すでに「蚊帳の外」にされている日本のお父さんにイクメンブームを押しつけ、「家事手伝え」と文句を言うだけでは、お父さんたちの不満がたまるのも無理はない。妻のほうは夫に家事育児をやってくれるように頼む前に、家庭内に「お父さんの居場所」を作ることに力を注いだ方がいいのかもしれない。

とはいえ、妻のほうも本当は自分だって外で働いて自分の時間が欲しいと思っているのに、ワンオペ育児で「いつも自分を後回し」にされる日々が続けば、蓄積した不満が爆発するのも当然だ。「私は育児のためにキャリアを犠牲にしたのにあなたは…」という不公平感があれば尚更、夫婦関係を良好に保ちながら協力して育児をするのは難しい。

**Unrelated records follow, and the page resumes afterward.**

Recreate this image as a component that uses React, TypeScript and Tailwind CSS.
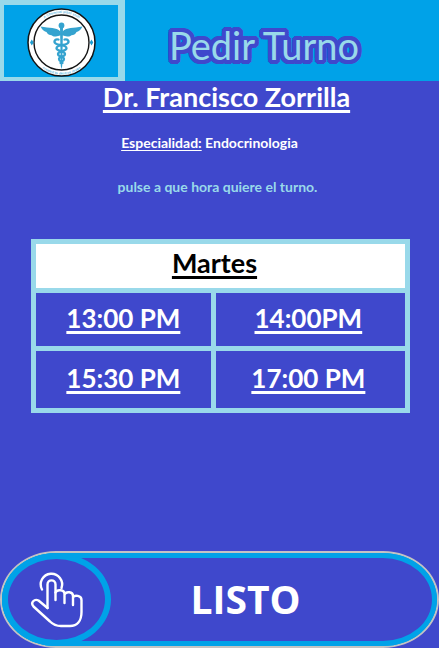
const rows = [
  { height: "h-[53px]", hours: ["13:00 PM", "14:00PM"] },
  { height: "h-[57px]", hours: ["15:30 PM", "17:00 PM"] },
];

function Logo() {
  return (
    <svg viewBox="0 0 114 72" className="block h-[72px] w-[114px]" role="img" aria-label="Caduceo">
      <defs>
        <path id="ringTop" d="M28 37.500 A29.500 29.500 0 0 1 87 37.500" />
        <path id="ringBottom" d="M25.500 37.500 A32 32 0 0 0 89.500 37.500" />
      </defs>
      <circle cx="57.5" cy="37.5" r="33.5" fill="#fff" stroke="#141414" strokeWidth="1.5" />
      <circle cx="57.5" cy="37.5" r="27.5" fill="#fff" stroke="#141414" strokeWidth="1.4" />
      <g fill="#2aa5d8" fillOpacity="0.75" fontFamily="Liberation Sans, sans-serif" fontSize="3.5" textAnchor="middle">
        <text><textPath href="#ringTop" startOffset="50%">A Chemical plant stuff</textPath></text>
        <text><textPath href="#ringBottom" startOffset="50%">created to destroy drugs</textPath></text>
      </g>
      <path d="M27.800 34.500l1.800 3-1.800 3-1.800-3zM87.500 34.500l1.800 3-1.800 3-1.800-3z" fill="#1b9bd0" />
      <g fill="#35a3cf">
        <circle cx="57.500" cy="20.500" r="2.900" />
        <path d="M56 23h3l-.8 38-.7 3-.7-3z" />
        <path d="M56.500 26.500C52 22 46 23.500 36.500 21.500c2 4 4 5 6 5.500 1 2.300 3 3 5 3.200 1.500 1.500 3.500 1.500 5.500 1 1.500-.3 3-1 4.500-1z" />
        <path d="M58.500 26.500C63 22 69 23.500 78.500 21.500c-2 4-4 5-6 5.500-1 2.300-3 3-5 3.200-1.500 1.500-3.500 1.500-5.500 1-1.500-.3-3-1-4.500-1z" />
      </g>
      <g fill="none" stroke="#35a3cf" strokeWidth="2.300" strokeLinecap="round">
        <path d="M54.500 34.500c-4-1-5.500 3-2 4.500 3 1.300 10 1 10 4.300s-8.500 2.500-8.500 5.700 6 2 6 5-3.500 2-3.500 4" />
        <path d="M60.500 34.500c4-1 5.500 3 2 4.500-3 1.300-10 1-10 4.300s8.500 2.500 8.500 5.700-6 2-6 5 3.500 2 3.500 4" />
      </g>
    </svg>
  );
}

function TapHand() {
  return (
    <svg viewBox="0 0 54 56" className="h-14 w-[54px]" fill="none" stroke="#fff" strokeWidth="2.400" strokeLinecap="round" strokeLinejoin="round" aria-hidden="true">
      <path d="M12 17.500A10.700 10.700 0 1 1 31.500 16" />
      <path d="M17.500 36V12.500c0-5.500 8-5.500 8 0V28" />
      <path d="M25.500 20.500c1.500-3.500 9-3 9 1.500V31M34.500 22.500c1.500-3.500 8.500-3 8.500 1.500V33M43 25.500c1.500-3 8.500-2 8.500 2.500v12c0 9-4.500 14-11.500 14H31c-5 0-8-1.500-11-4.500L3.500 34.500C0 30.500 4.500 26.500 8.500 28.500l9 7.500" />
    </svg>
  );
}

export default function App() {
  return (
    <main className="flex min-h-screen flex-col bg-[#3f48cc] font-['Lato',sans-serif] font-bold text-white">
      <header className="flex h-[81px] bg-[#00a2e8]">
        <div className="shrink-0 border-t-[5px] border-r-[7px] border-b-4 border-l-4 border-[#99d9ea]">
          <Logo />
        </div>
        <h1 className="flex-1 pt-[18px] pr-9 text-center text-[38px] leading-[54px] font-normal whitespace-nowrap text-[#99d9ea] [text-shadow:4px_0_#3f48cc,-4px_0_#3f48cc,0_4px_#3f48cc,0_-4px_#3f48cc,3px_3px_#3f48cc,-3px_3px_#3f48cc,3px_-3px_#3f48cc,-3px_-3px_#3f48cc,4px_2px_#3f48cc,-4px_2px_#3f48cc,4px_-2px_#3f48cc,-4px_-2px_#3f48cc,2px_4px_#3f48cc,-2px_4px_#3f48cc,2px_-4px_#3f48cc,-2px_-4px_#3f48cc,2px_0_#3f48cc,-2px_0_#3f48cc]">
          Pedir Turno
        </h1>
      </header>

      <section className="flex flex-col items-center text-center">
        <h2 className="pl-[14px] text-[27px] leading-8">
          <span className="underline decoration-[3px] underline-offset-[3px] [text-decoration-skip-ink:none]">Dr. Francisco Zorrilla</span>
        </h2>
        <p className="mt-5 pr-5 text-[14px] leading-5">
          <span className="underline decoration-1 underline-offset-2 [text-decoration-skip-ink:none]">Especialidad:</span> Endocrinologia
        </p>
        <p className="mt-6 pr-1 text-[14px] leading-5 text-[#99d9ea]">pulse a que hora quiere el turno.</p>
      </section>

      <div className="mt-[42px] pr-[29px] pl-[31px]">
        <table className="w-full table-fixed border-separate border-spacing-[5px] bg-[#99d9ea] text-[26px] leading-8">
          <colgroup>
            <col className="w-[48%]" />
            <col />
          </colgroup>
          <thead>
            <tr className="h-11">
              <th colSpan={2} scope="colgroup" className="bg-white p-0 pr-3 pb-1.5 text-[27px] text-black">
                <span className="underline decoration-[3px] underline-offset-[3px]">Martes</span>
              </th>
            </tr>
          </thead>
          <tbody>
            {rows.map((row) => (
              <tr key={row.height} className={row.height}>
                {row.hours.map((hour) => (
                  <td key={hour} className="bg-[#3f48cc] p-0 pb-1 text-center last:pr-1">
                    <button type="button" className="w-full underline decoration-[3px] underline-offset-[3px]">
                      {hour}
                    </button>
                  </td>
                ))}
              </tr>
            ))}
          </tbody>
        </table>
      </div>

      <button type="button" className="mt-auto flex h-[97px] w-full rounded-[56px/50%] border-2 border-[#c3c3c3] bg-[#00a2e8]">
        <span className="flex h-full flex-1 rounded-[54px/50%] border-[5px] border-[#00a2e8] bg-[#3f48cc]">
          <span className="-my-[5px] -ml-[5px] flex w-[109px] items-center justify-center rounded-[50%] border-[6px] border-[#00a2e8]">
            <TapHand />
          </span>
          <span className="flex h-full flex-1 items-center justify-center pr-[52px] font-['Open_Sans',sans-serif] text-[39px]">LISTO</span>
        </span>
      </button>
    </main>
  );
}
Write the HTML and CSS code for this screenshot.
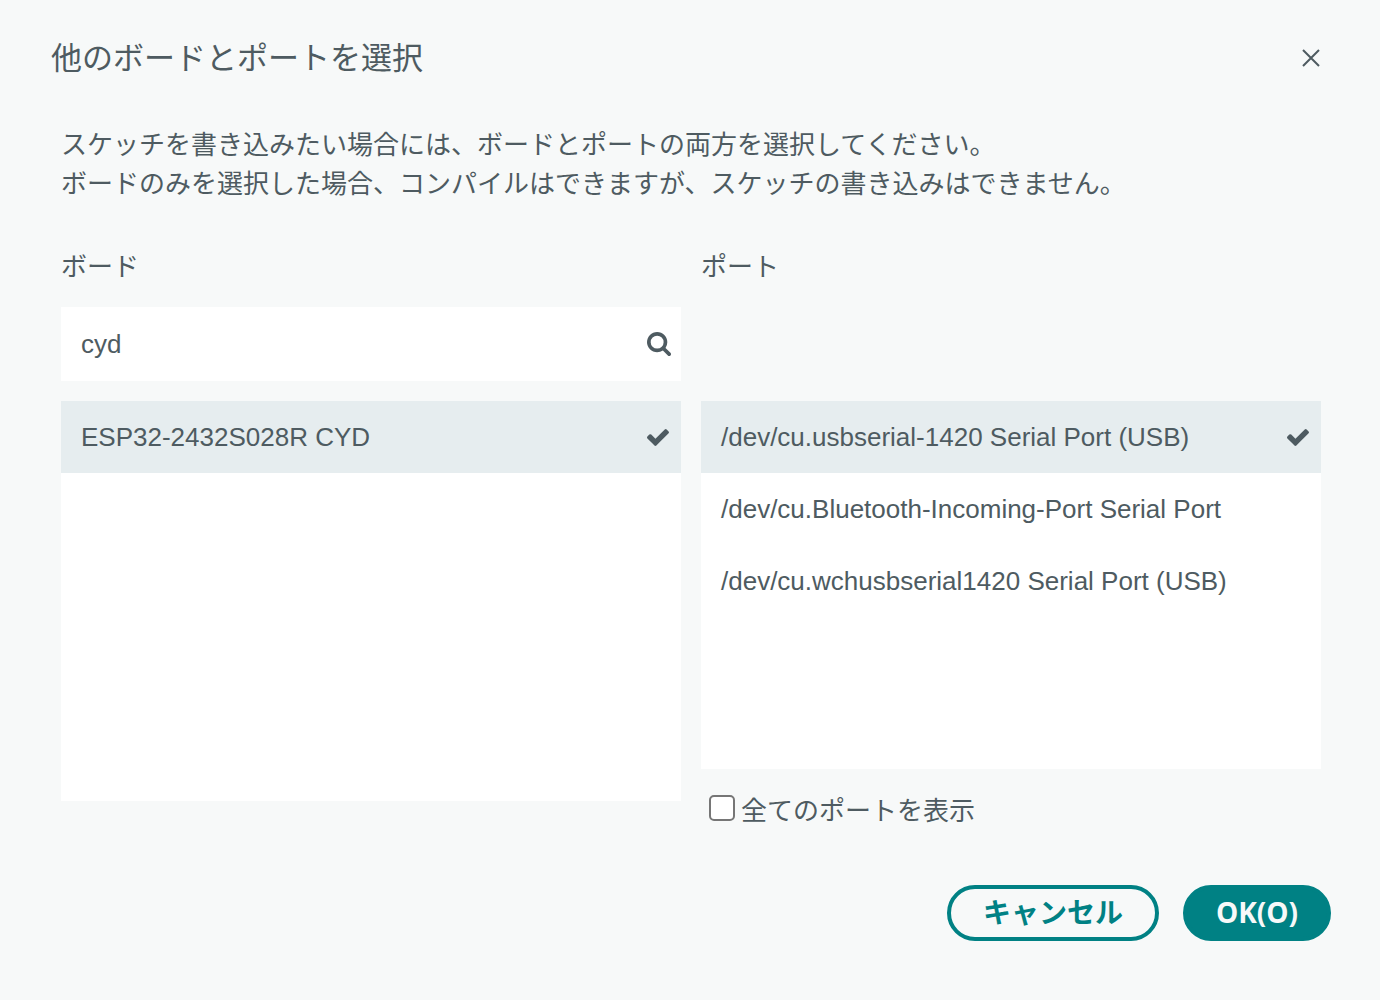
FILE: index.html
```html
<!DOCTYPE html>
<html lang="ja">
<head>
<meta charset="utf-8">
<title>他のボードとポートを選択</title>
<link rel="stylesheet" href="styles.css">
</head>
<body>
<main class="dialog" role="dialog" aria-labelledby="dialog-title">
  <header class="dialog-header">
    <h1 class="dialog-title" id="dialog-title">他のボードとポートを選択</h1>
    <button class="close-button" type="button" aria-label="閉じる">
      <svg width="20" height="20" viewBox="0 0 20 20" fill="none" stroke="currentColor" stroke-width="2" aria-hidden="true"><path d="M2 2l16 16M18 2L2 18"/></svg>
    </button>
  </header>
  <div class="dialog-body">
    <p class="description">スケッチを書き込みたい場合には、ボードとポートの両方を選択してください。<br>ボードのみを選択した場合、コンパイルはできますが、スケッチの書き込みはできません。</p>
    <div class="columns">
      <section class="column">
        <h2 class="column-title"><label for="board-search">ボード</label></h2>
        <div class="search">
          <input class="search-input" id="board-search" type="text" value="cyd">
          <svg class="icon" width="24" height="24" viewBox="0 0 1664 1664" fill="currentColor" aria-hidden="true"><path d="M1152 704q0-185-131.500-316.500T704 256 387.500 387.500 256 704t131.500 316.500T704 1152t316.500-131.500T1152 704zm512 832q0 52-38 90t-90 38q-54 0-90-38l-343-342q-179 124-399 124-143 0-273.500-55.500t-225-150-150-225T0 704t55.500-273.500 150-225 225-150T704 0t273.500 55.500 225 150 150 225T1408 704q0 220-124 399l343 343q37 37 37 90z"/></svg>
        </div>
        <ul class="list board-list">
          <li><button class="item selected" type="button"><span>ESP32-2432S028R CYD</span><svg class="icon" width="22" height="17" viewBox="0 0 1550 1188" fill="currentColor" aria-hidden="true"><path d="M1550 232q0 40-28 68l-724 724-136 136q-28 28-68 28t-68-28l-136-136L28 662Q0 634 0 594t28-68l136-136q28-28 68-28t68 28l294 295 656-657q28-28 68-28t68 28l136 136q28 28 28 68z"/></svg></button></li>
        </ul>
      </section>
      <section class="column">
        <h2 class="column-title">ポート</h2>
        <ul class="list port-list">
          <li><button class="item selected" type="button"><span>/dev/cu.usbserial-1420 Serial Port (USB)</span><svg class="icon" width="22" height="17" viewBox="0 0 1550 1188" fill="currentColor" aria-hidden="true"><path d="M1550 232q0 40-28 68l-724 724-136 136q-28 28-68 28t-68-28l-136-136L28 662Q0 634 0 594t28-68l136-136q28-28 68-28t68 28l294 295 656-657q28-28 68-28t68 28l136 136q28 28 28 68z"/></svg></button></li>
          <li><button class="item" type="button">/dev/cu.Bluetooth-Incoming-Port Serial Port</button></li>
          <li><button class="item" type="button">/dev/cu.wchusbserial1420 Serial Port (USB)</button></li>
        </ul>
        <label class="show-all"><input class="checkbox" type="checkbox"><span>全てのポートを表示</span></label>
      </section>
    </div>
  </div>
  <footer class="dialog-footer">
    <button class="button secondary" type="button">キャンセル</button>
    <button class="button primary" type="button">OK(O)</button>
  </footer>
</main>
</body>
</html>
```
FILE: styles.css
```css
* {
  box-sizing: border-box;
}

body {
  margin: 0;
  background: #f7f9f9;
  color: #4e5b61;
  font-family: "Liberation Sans", "Noto Sans CJK JP", sans-serif;
  font-size: 26px;
  line-height: 39px;
}

button,
input {
  margin: 0;
  color: inherit;
  font: inherit;
}

.dialog {
  min-height: 100vh;
  padding: 36px 49px 40px 51px;
}

.dialog-header {
  display: flex;
  align-items: center;
  justify-content: space-between;
  height: 44px;
}

.dialog-title {
  margin: 0;
  font-size: 31px;
  font-weight: 400;
}

.close-button {
  display: flex;
  padding: 10px;
  border: 0;
  background: none;
}

.dialog-body {
  padding: 46px 10px 0;
}

.description {
  margin: 0;
}

.columns {
  display: grid;
  grid-template-columns: 1fr 1fr;
  gap: 20px;
  padding-top: 44px;
}

.column {
  display: flex;
  flex-direction: column;
}

.column-title {
  margin: 0;
  font-size: 26px;
  font-weight: 400;
}

.search {
  display: flex;
  align-items: center;
  height: 74px;
  margin-top: 20px;
  padding: 0 10px 0 20px;
  background: #fff;
}

.search-input {
  flex: 1;
  min-width: 0;
  padding: 0;
  border: 0;
  outline: 0;
  background: none;
}

.list {
  margin: 0;
  padding: 0;
  background: #fff;
  list-style: none;
}

.board-list {
  min-height: 400px;
  margin-top: 20px;
}

.port-list {
  min-height: 368px;
  margin-top: 114px;
}

.item {
  display: flex;
  align-items: center;
  justify-content: space-between;
  width: 100%;
  height: 72px;
  padding: 0 12px 0 20px;
  border: 0;
  background: none;
  text-align: left;
}

.selected {
  background: #e6edef;
}

.icon {
  flex: none;
}

.show-all {
  display: flex;
  align-items: flex-start;
  gap: 6px;
  margin-top: 23px;
  padding-left: 8px;
}

.checkbox {
  width: 26px;
  height: 26px;
  margin-top: 3px;
  border: 2px solid #767676;
  border-radius: 5px;
  background: #fff;
  appearance: none;
}

.checkbox:checked {
  background: #008184;
}

.dialog-footer {
  display: flex;
  justify-content: flex-end;
  gap: 24px;
  padding-top: 54px;
}

.button {
  height: 56px;
  padding: 0 32px 2px;
  border: 4px solid #008184;
  border-radius: 28px;
  font-family: "Open Sans", "Noto Sans CJK JP", sans-serif;
  font-size: 28px;
  font-weight: 700;
}

.primary {
  min-width: 148px;
  padding: 0 24px 2px;
  background: #008184;
  color: #f7f9f9;
}

.secondary {
  background: none;
  color: #008184;
}
```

となると、最も罪深いのは「仕事か家庭か」という二者択一の選択を強いられる日本の社会働き方にあるのかもしれない。仕事をしながらでも家族や子どもと過ごす時間を持てるようなゆとりのある働き方ができるようになれば、夫のほうも「外で稼いだだけで父親としての仕事は終了!」と意識がなくなる。

休日出勤、残業、職場での飲み会を減らすこと。日本人の働き方を改革し、誰もが当然の権利として家族と過ごす時間が持てるようになれば、ワンオペ育児もなくなり、ニッポンのお父さんたちが蚊帳の外にされることもなくなるだろう。